Do you double mow when this occurs?

I wonder if the Toro's have adjustable clip rate as well?


----------



## Don_Bass (May 2, 2018)

Currently mowing a little lower than 1/2" on my JD 180b 11 blade does ok however some spots you do have to double cut.


----------



## Jacob_S (May 22, 2018)

MeanDean said:


> Jacob_S said:
> 
> 
> > I have that issue in one spot every now and then, but not so much that I consider it an issue. Also on the JD I have it has adjustable clip rate to help it not do this.
> ...


No, it is an area not conducive to double mowing, I just live with it and move on.


----------



## Brackin4au (Jun 13, 2018)

I use an 11 blade and cut at .7". It's not perfect, but it still looks great. I have some washboarding areas now and then, but minimal missed grass. The only time I've missed a noticeable amount of grass was a time or two that I got a day or two behind on cutting. Also the seed heads we have right now don't cut well, but that will resolve on its on soon.

All that being said, I do plan on switching to a 7 blade eventually. But not until this one wears down a good bit more. It's just what was on it when I bought it, and I don't want to spend the money to replace it... yet.


----------



## ctrav (Aug 18, 2018)

My reel is an 11 blade but I have not been able to use it enough to truly know what it does or does not do. I will say the difference in cut from rotary to reel is really nice so I look forward to putting the reel back in use next month. Im still going to do research on an 8 blade reel for next year since I full intend to maintain my HOC above 1/2" (at least until I can get some serious leveling done).


----------



## Keepin It Reel (Feb 20, 2019)

Brackin4au said:


> I use an 11 blade and cut at .7". It's not perfect, but it still looks great. I have some washboarding areas now and then, but minimal missed grass. The only time I've missed a noticeable amount of grass was a time or two that I got a day or two behind on cutting. Also the seed heads we have right now don't cut well, but that will resolve on its on soon.
> 
> All that being said, I do plan on switching to a 7 blade eventually. But not until this one wears down a good bit more. It's just what was on it when I bought it, and I don't want to spend the money to replace it... yet.


Do you have a photo of what the "washboarding" looks like?

I'm just weighing my options and trying to justify replacing my Tru Cut with a greens mower. It sounds like the TC may cut better than others at slightly higher heights being only a 7 blade.

I've learned how to adjust the reel to bedknife which was my biggest concern when I purchased it but now I can do it in about 20-30 minutes. Of course a greens mower is much easier to adjust which is an attractive quality.


----------



## walk1355 (May 31, 2018)

I have an 11 blade and am cutting at 5/8". Check out my lawn journal in my signature to see what it looks like.


----------



## adgattoni (Oct 3, 2017)

I have a Flex 21 with an 11-blade reel and it's still better than a rotary cut.
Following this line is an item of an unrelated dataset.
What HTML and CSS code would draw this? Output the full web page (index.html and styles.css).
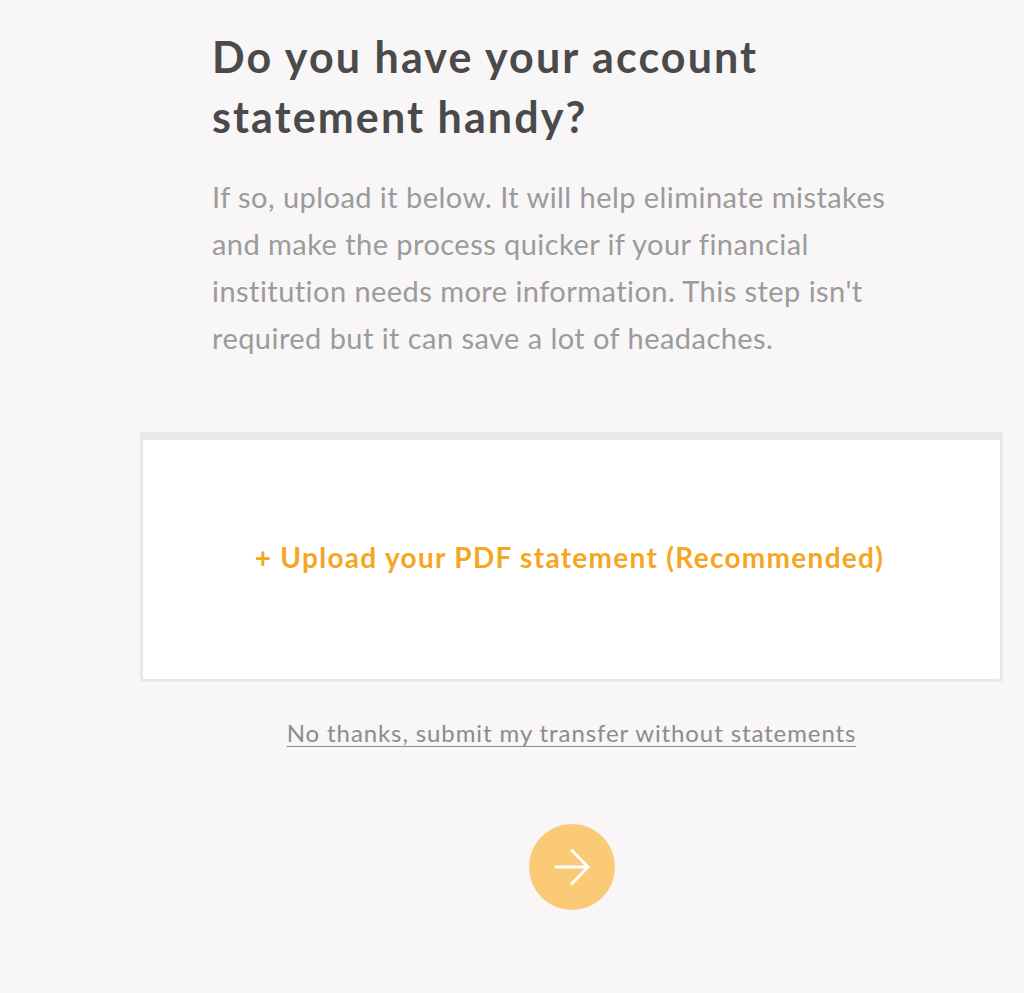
FILE: index.html
```html
<!DOCTYPE html>
<html lang="en">
<head>
<meta charset="utf-8">
<title>Account statement</title>
<link rel="stylesheet" href="styles.css">
</head>
<body>
<main class="page">
  <section class="intro">
    <h1 class="title">Do you have your account statement handy?</h1>
    <p class="lead">If so, upload it below. It will help eliminate mistakes and make the process quicker if your financial institution needs more information. This step isn't required but it can save a lot of headaches.</p>
  </section>
  <div class="upload">
    <div class="upload-inner">
      <span class="upload-label">+ Upload your PDF statement (Recommended)</span>
    </div>
  </div>
  <a class="skip" href="#">No thanks, submit my transfer without statements</a>
  <button class="next" type="button" aria-label="Next">
    <svg width="40" height="40" viewBox="0 0 40 40" fill="none" stroke="#fff" stroke-width="3" stroke-linecap="round" stroke-linejoin="round">
      <path d="M4 20 H36"/>
      <path d="M20 3.5 L36 20 L20 36.5"/>
    </svg>
  </button>
</main>
</body>
</html>
```
FILE: styles.css
```css
html, body {
  margin: 0;
  padding: 0;
}
body {
  background: #f8f6f7;
  font-family: Lato, "Liberation Sans", sans-serif;
}
.page {
  width: 863px;
  margin-left: 140px;
  display: flex;
  flex-direction: column;
  align-items: center;
}
.intro {
  align-self: stretch;
  padding: 0 72px;
}
.title {
  margin: 27px 0 0;
  max-width: 700px;
  font-size: 43px;
  line-height: 60px;
  font-weight: 700;
  color: #4a4a4a;
  letter-spacing: 2.1px;
}
.lead {
  margin: 26px 0 0;
  max-width: 705px;
  font-size: 29px;
  line-height: 47px;
  color: #9b9b9b;
  font-weight: 400;
  letter-spacing: 0.45px;
}
.upload {
  align-self: stretch;
  margin-top: 71px;
  height: 250px;
  box-sizing: border-box;
  background: #e9e9e9;
  padding: 8px 3px 3px;
  border-radius: 0 0 4px 4px;
}
.upload-inner {
  height: 100%;
  background: #fff;
  border-radius: 0 0 3px 3px;
  display: flex;
  align-items: center;
  justify-content: center;
  box-sizing: border-box;
  padding-bottom: 5px;
}
.upload-label {
  color: #f5a623;
  font-size: 28px;
  font-weight: 700;
  letter-spacing: 1.3px;
  margin-right: 4px;
}
.skip {
  margin-top: 36px;
  color: #8c8c8c;
  font-size: 24px;
  letter-spacing: 0.9px;
  text-decoration: underline;
  text-underline-offset: 4px;
  text-decoration-thickness: 1px;
}
.next {
  margin-top: 77px;
  width: 86px;
  height: 86px;
  border-radius: 50%;
  border: 0;
  padding: 0;
  background: #fbca76;
  display: flex;
  align-items: center;
  justify-content: center;
  cursor: pointer;
}
.next svg {
  width: 40px;
  height: 40px;
}
```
Once my reel is worn out I will buy an 8-blade one from R&R though.

IMO Connor Ward's comparison between his 11-blade GM1000 versus is 8-blade GM1600 shows the benefits of a proper setup. It's still miles better than a rotary, but you can tell there's a slight bit of "shagginess" on the GM1000 side, whereas the GM1600 side looks to be a bit smoother due to the HOC/FOC matching a bit more.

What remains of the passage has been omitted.